Фрейлины и статс-дамы, по опыту зная, чем излечивается дамская меланхолия, нашептывали: вокруг столько кавалеров, которые готовы охотиться не только на кабанов и оленей! И первый из них – кардинал Ришелье (трудно сказать, инспирировал ли господин главный государственный министр эти шепотки, или же, как это часто случается, со стороны виделось ему самому еще неясное). Воспитанная при испанском дворе, куда менее куртуазном и более ханжеском, нежели французский, Анна, разумеется, и помыслить не могла, чтобы снизойти к кому-либо из придворных. Однако Ришелье – хоть и не помазанник Божий, но в каком-то смысле даже больше, чем король: она прекрасно понимала, что подлинные величие и власть обитают не в Лувре, а в Пале-Кардинале[398]. И, как вспоминала ее доверенная фрейлина-испанка Эстефания, однажды Анна кокетливо заметила: «Какая там любовь! Кардинал сух, желчен и, вероятно, вообще не умеет веселиться. Ей-богу, если эта живая мумия станцует сарабанду, я буду готова на многое…»
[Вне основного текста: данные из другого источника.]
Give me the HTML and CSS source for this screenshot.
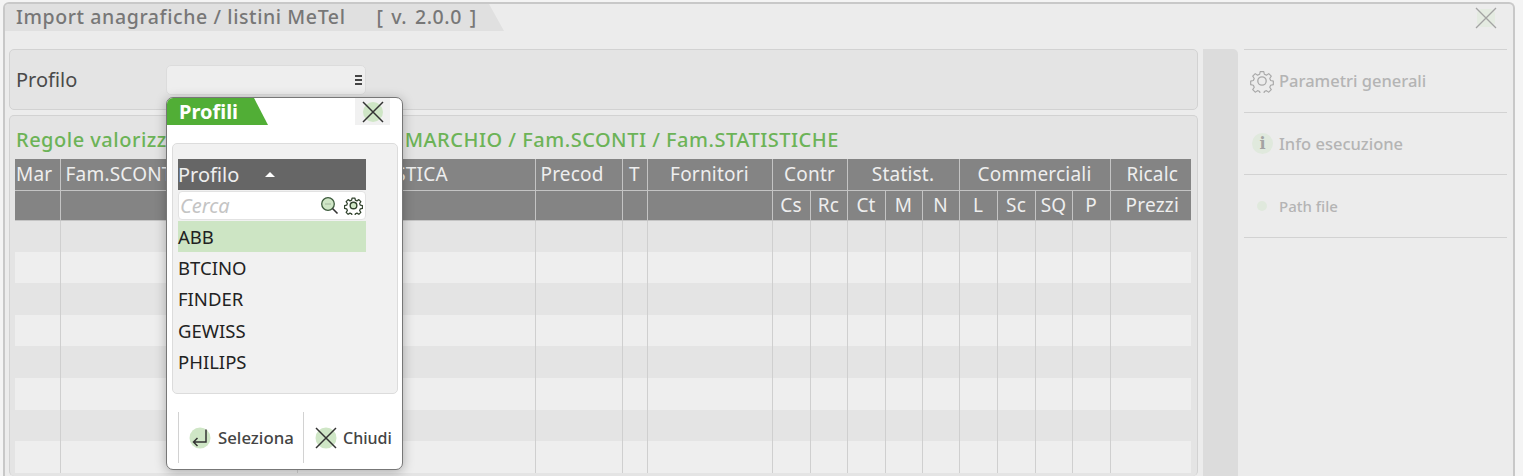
FILE: index.html
```html
<!DOCTYPE html>
<html lang="it">
<head>
  <meta charset="UTF-8">
  <title>Import anagrafiche / listini MeTel</title>
  <link rel="stylesheet" href="styles.css">
</head>
<body>
  <div class="window">
    <div class="window-head">
      <div class="window-tab"><span class="tab-title">Import anagrafiche / listini MeTel</span><span class="version">[ v. 2.0.0 ]</span></div>
      <button class="window-close">
        <svg width="22" height="22" viewBox="0 0 22 22"><rect x="2" y="2" width="18" height="18" rx="5" fill="#e4ebe1"/><path d="M1 1L21 21M21 1L1 21" stroke="#a3a3a3" stroke-width="1.300" fill="none"/></svg>
      </button>
    </div>

    <div class="window-body">
      <div class="main">
        <div class="panel panel-profile">
          <label class="field-label">Profilo</label>
          <div class="select"><span class="select-icon"></span></div>
        </div>

        <div class="panel panel-rules">
          <h2 class="rules-title">Regole valorizzazione dati articolo per MARCHIO / Fam.SCONTI / Fam.STATISTICHE</h2>
          <table class="grid">
            <colgroup>
              <col class="c45"><col class="c237"><col class="c238"><col class="c87"><col class="c25"><col class="c125">
              <col class="c38"><col class="c37"><col class="c38"><col class="c37"><col class="c37">
              <col class="c38"><col class="c38"><col class="c37"><col class="c38"><col class="c81">
            </colgroup>
            <thead>
              <tr>
                <th class="left">Mar</th><th class="left">Fam.SCONTI</th><th class="left">Fam.STATISTICA</th><th class="left">Precod</th><th>T</th><th>Fornitori</th>
                <th colspan="2">Contr</th><th colspan="3">Statist.</th><th colspan="4">Commerciali</th><th>Ricalc</th>
              </tr>
              <tr>
                <th></th><th></th><th></th><th></th><th></th><th></th>
                <th>Cs</th><th>Rc</th><th>Ct</th><th>M</th><th>N</th><th>L</th><th>Sc</th><th>SQ</th><th>P</th><th>Prezzi</th>
              </tr>
            </thead>
            <tbody id="grid-rows"></tbody>
          </table>
        </div>
      </div>

      <div class="scroll-strip"></div>

      <div class="side">
        <div class="side-item">
          <svg class="side-icon" width="24" height="24" viewBox="0 0 24 24" fill="none" stroke="#a9a9a9" stroke-width="1.300"><path d="M10 1.500h4l.6 3 2.300 1 2.600-1.700 2.800 2.800-1.700 2.600 1 2.300 3 .6v4l-3 .6-1 2.300 1.700 2.600-2.800 2.800-2.600-1.700-2.300 1-.6 3h-4l-.6-3-2.300-1-2.600 1.700-2.800-2.800 1.700-2.600-1-2.300-3-.6v-4l3-.6 1-2.300-1.700-2.600 2.800-2.800 2.600 1.700 2.300-1z" transform="translate(1.200 1.200) scale(.9)" stroke-linejoin="round"/><circle cx="12" cy="12" r="4.200"/></svg>
          <span>Parametri generali</span>
        </div>
        <div class="side-item">
          <span class="info-icon">i</span>
          <span>Info esecuzione</span>
        </div>
        <div class="side-item">
          <span class="dot-icon"></span>
          <span class="path-label">Path file</span>
        </div>
      </div>
    </div>
  </div>

  <div class="popup">
    <div class="popup-head">
      <div class="popup-tab">Profili</div>
      <button class="popup-close">
        <svg width="22" height="22" viewBox="0 0 22 22"><circle cx="11" cy="11" r="10" fill="#cfe6c6"/><path d="M1 1L21 21M21 1L1 21" stroke="#333" stroke-width="1.500" fill="none"/></svg>
      </button>
    </div>
    <div class="popup-panel">
      <div class="list-head"><span>Profilo</span><span class="sort-arrow"></span></div>
      <div class="search">
        <span class="search-text">Cerca</span>
        <svg width="19" height="19" viewBox="0 0 19 19" fill="none"><circle cx="8" cy="8" r="6.300" fill="#cfe6c6" stroke="#3c5a3c" stroke-width="1.300"/><path d="M12.500 12.500L17.500 17.500" stroke="#333" stroke-width="1.600"/><path d="M5.500 8h5" stroke="#7a8a7a" stroke-dasharray="1 1"/></svg>
        <svg width="19" height="19" viewBox="0 0 24 24" fill="#fff" stroke="#33452f" stroke-width="1.800"><path d="M10 1.500h4l.6 3 2.300 1 2.600-1.700 2.800 2.800-1.700 2.600 1 2.300 3 .6v4l-3 .6-1 2.300 1.700 2.600-2.800 2.800-2.600-1.700-2.300 1-.6 3h-4l-.6-3-2.300-1-2.600 1.700-2.800-2.800 1.700-2.600-1-2.300-3-.6v-4l3-.6 1-2.300-1.700-2.600 2.800-2.800 2.600 1.700 2.300-1z" transform="translate(1.200 1.200) scale(.9)" stroke-linejoin="round"/><circle cx="12" cy="12" r="4.200" fill="#cfe6c6"/></svg>
      </div>
      <ul class="list">
        <li class="selected">ABB</li>
        <li>BTCINO</li>
        <li>FINDER</li>
        <li>GEWISS</li>
        <li>PHILIPS</li>
      </ul>
    </div>
    <div class="popup-foot">
      <div class="foot-btn foot-select">
        <svg width="22" height="22" viewBox="0 0 22 22" fill="none"><circle cx="11" cy="11" r="10.500" fill="#cfe6c6"/><path d="M17 2.500V15H4.500M8.500 11L4.500 15L8.500 19" stroke="#333" stroke-width="1.500"/></svg>
        <span>Seleziona</span>
      </div>
      <div class="foot-btn foot-close">
        <svg width="22" height="22" viewBox="0 0 22 22"><circle cx="11" cy="11" r="10.500" fill="#cfe6c6"/><path d="M1 1L21 21M21 1L1 21" stroke="#333" stroke-width="1.500" fill="none"/></svg>
        <span>Chiudi</span>
      </div>
    </div>
  </div>

  <script>
    // righe vuote della griglia
    var body = document.getElementById('grid-rows');
    for (var i = 0; i < 8; i++) {
      var row = document.createElement('tr');
      for (var j = 0; j < 16; j++) {
        row.appendChild(document.createElement('td'));
      }
      body.appendChild(row);
    }
  </script>
</body>
</html>
```

FILE: styles.css
```css
* {
  box-sizing: border-box;
}

html, body {
  height: 100%;
  overflow: hidden;
}

body {
  margin: 0;
  padding: 2px 8px 0 3px;
  background-color: #f4f4f4;
  font-family: "Noto Sans", "Open Sans", sans-serif;
  color: #444;
}

button {
  border: none;
  padding: 0;
  background: none;
}

.window {
  display: flex;
  flex-direction: column;
  height: 474px;
  overflow: hidden;
  background-color: #ececec;
  border: 2px solid #c8c8c8;
  border-bottom: none;
  border-radius: 6px 6px 0 0;
}

.window-head {
  display: flex;
  flex: none;
  justify-content: space-between;
  height: 45px;
}

.window-tab {
  width: 499px;
  height: 27px;
  padding-left: 11px;
  background-color: #e0e0e0;
  clip-path: polygon(0 0, 484px 0, 100% 100%, 0 100%);
  color: #777;
  font-size: 19.500px;
  font-weight: 500;
  line-height: 26px;
  white-space: nowrap;
}

.tab-title {
  letter-spacing: 0.6px;
}

.version {
  margin-left: 31px;
  letter-spacing: 0.6px;
  word-spacing: 2px;
}

.window-close {
  width: 22px;
  height: 22px;
  margin: 3px 16px 0 0;
}

.window-body {
  display: flex;
  flex: 1;
  min-height: 0;
  padding-left: 4px;
}

.main {
  display: flex;
  flex-direction: column;
  width: 1189px;
}

.panel {
  background-color: #e4e4e4;
  border: 1px solid #d2d2d2;
  border-radius: 5px;
}

.panel-profile {
  display: flex;
  flex: none;
  align-items: center;
  height: 61px;
  margin-bottom: 5px;
  padding-left: 6px;
}

.field-label {
  width: 150px;
  font-size: 20px;
  color: #4a4a4a;
}

.select {
  display: flex;
  align-items: center;
  justify-content: flex-end;
  width: 200px;
  height: 30px;
  padding-right: 3px;
  background-color: #eee;
  border: 1px solid #dcdcdc;
  border-radius: 5px;
}

.select-icon {
  width: 7px;
  height: 10px;
  border-top: 2px solid #444;
  border-bottom: 2px solid #444;
  background: linear-gradient(#444, #444) center / 100% 2px no-repeat;
}

.panel-rules {
  flex: 1;
  min-height: 0;
  overflow: hidden;
  padding: 0 5px;
  border-bottom: none;
}

.rules-title {
  height: 43px;
  margin: 0 0 0 1px;
  color: #6cb357;
  font-size: 20px;
  font-weight: 500;
  letter-spacing: 0.5px;
  line-height: 48px;
  white-space: nowrap;
}

.grid {
  width: 1176px;
  table-layout: fixed;
  border-collapse: collapse;
}

.c45 { width: 45px; }
.c237 { width: 237px; }
.c238 { width: 238px; }
.c87 { width: 87px; }
.c25 { width: 25px; }
.c125 { width: 125px; }
.c38 { width: 38px; }
.c37 { width: 37px; }
.c81 { width: 81px; }

.grid th {
  height: 31px;
  padding: 0;
  background-color: #848484;
  border: 1px solid #c4c4c4;
  border-top: none;
  color: #eee;
  font-size: 19px;
  font-weight: 400;
  letter-spacing: 0.2px;
  white-space: nowrap;
  overflow: hidden;
}

.grid thead tr:last-child th {
  height: 30px;
}

.grid th:first-child {
  border-left: none;
}

.grid th:last-child,
.grid td:last-child {
  border-right: none;
}

.grid th:last-child {
  padding-left: 3px;
}

.grid th.left {
  padding-left: 5px;
  text-align: left;
}

.grid thead tr:first-child th.left:first-child {
  padding-left: 1px;
}

.grid td {
  height: 31.600px;
  padding: 0;
  border-left: 1px solid #cfcfcf;
  border-right: 1px solid #cfcfcf;
}

.grid td:first-child {
  border-left: none;
}

.grid tbody tr:nth-child(even) {
  background-color: #eeeeee;
}

.scroll-strip {
  width: 35px;
  margin-left: 5px;
  background-color: #dcdcdc;
  border-radius: 0 5px 0 0;
}

.side {
  width: 263px;
  margin-left: 6px;
  border-top: 1px solid #d2d2d2;
}

.side-item {
  display: flex;
  align-items: center;
  gap: 5px;
  height: 62.700px;
  padding-left: 6px;
  border-bottom: 1px solid #d2d2d2;
  color: #b4b4b4;
  font-size: 16.500px;
  font-weight: 500;
}

.side-icon {
  flex: none;
}

.path-label {
  font-size: 15px;
}

.info-icon {
  width: 21px;
  height: 21px;
  margin: 0 1px 0 2px;
  background-color: #e0e9dd;
  border-radius: 50%;
  color: #a3a3a3;
  font-family: "DejaVu Serif", serif;
  font-size: 16px;
  font-weight: 700;
  line-height: 21px;
  text-align: center;
}

.dot-icon {
  width: 10px;
  height: 10px;
  margin: 0 7px;
  background-color: #e0e9dd;
  border-radius: 50%;
}

.popup {
  position: absolute;
  left: 166px;
  top: 97px;
  width: 237px;
  height: 373px;
  background-color: #fff;
  border: 1px solid #777;
  border-radius: 7px;
  box-shadow: 0 2px 12px rgba(0, 0, 0, 0.28);
  overflow: hidden;
}

.popup-head {
  display: flex;
  justify-content: space-between;
  height: 45px;
}

.popup-tab {
  width: 101px;
  height: 27px;
  padding-left: 12px;
  background-color: #51ae36;
  clip-path: polygon(0 0, 87px 0, 100% 100%, 0 100%);
  color: #fff;
  font-size: 20px;
  font-weight: 700;
  line-height: 27px;
}

.popup-close {
  display: flex;
  align-items: center;
  justify-content: center;
  width: 35px;
  height: 27px;
  margin-right: 12px;
  background-color: #f1f1f1;
}

.popup-panel {
  height: 251px;
  margin: 0 4px 0 5px;
  padding: 15px 5px 0;
  background-color: #f1f1f1;
  border: 1px solid #dcdcdc;
  border-radius: 5px;
}

.list-head {
  display: flex;
  align-items: center;
  width: 188px;
  height: 31px;
  background-color: #666;
  color: #eee;
  font-size: 20px;
}

.sort-arrow {
  margin-left: 26px;
  border-left: 5px solid transparent;
  border-right: 5px solid transparent;
  border-bottom: 5px solid #fff;
}

.search {
  display: flex;
  align-items: center;
  gap: 5px;
  width: 188px;
  height: 29px;
  margin-top: 1px;
  padding: 0 2px 0 1px;
  background-color: #fff;
  border: 1px solid #e2e2e2;
  border-radius: 4px;
}

.search-text {
  flex: 1;
  color: #c4c4c4;
  font-size: 20px;
  font-style: italic;
}

.list {
  width: 188px;
  margin: 1px 0 0;
  padding: 0;
  list-style: none;
}

.list li {
  height: 31.200px;
  color: #222;
  font-size: 18.500px;
  line-height: 31px;
}

.list li.selected {
  background-color: #cde5c4;
}

.popup-foot {
  display: flex;
  margin: 18px 0 0 11px;
}

.foot-btn {
  display: flex;
  align-items: center;
  height: 51px;
  border-left: 1px solid #d2d2d2;
  color: #444;
  font-size: 16px;
  font-weight: 500;
}

.foot-select {
  gap: 7px;
  width: 125px;
  padding-left: 10px;
  font-size: 16.800px;
}

.foot-close {
  gap: 6px;
  padding-left: 11px;
}
```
И что же? Едва повеяло надеждой, Ришелье сбросил сутану и сплясал. Да как! Двор ахнул. Разумеется, на страницах «Трех мушкетеров» этому эпизоду места не нашлось, между тем он свидетельствует, сколь глубокой была охватившая кардинала страсть, ибо сей факт совершенно выпадает из его предыдущего и последующего поведения. Согласитесь, непохоже такое на человека, писавшего: «Надо признать, что, коль скоро мир погубила именно женщина, ничто не может нанести государствам большего вреда, чем женский пол, который, прочно утвердившись при тех, кто ими правит, чаще всего заставляет государственных мужей поступать так, как этому полу заблагорассудится, а это значит – поступать плохо». Рискуя карьерой, всегда сверхосторожный и предусмотрительный Ришелье даже написал королеве, в самых пылких и неосторожных выражениях излив на бумаге свои чувства. И та, истосковавшаяся по любви, по сути любви еще не знавшая, не устояла.

вернуться

398

Дворец, который построил для себя кардинал Ришелье, а по смерти завещал королю; с тех он известен под нынешним названием – Пале-Рояль.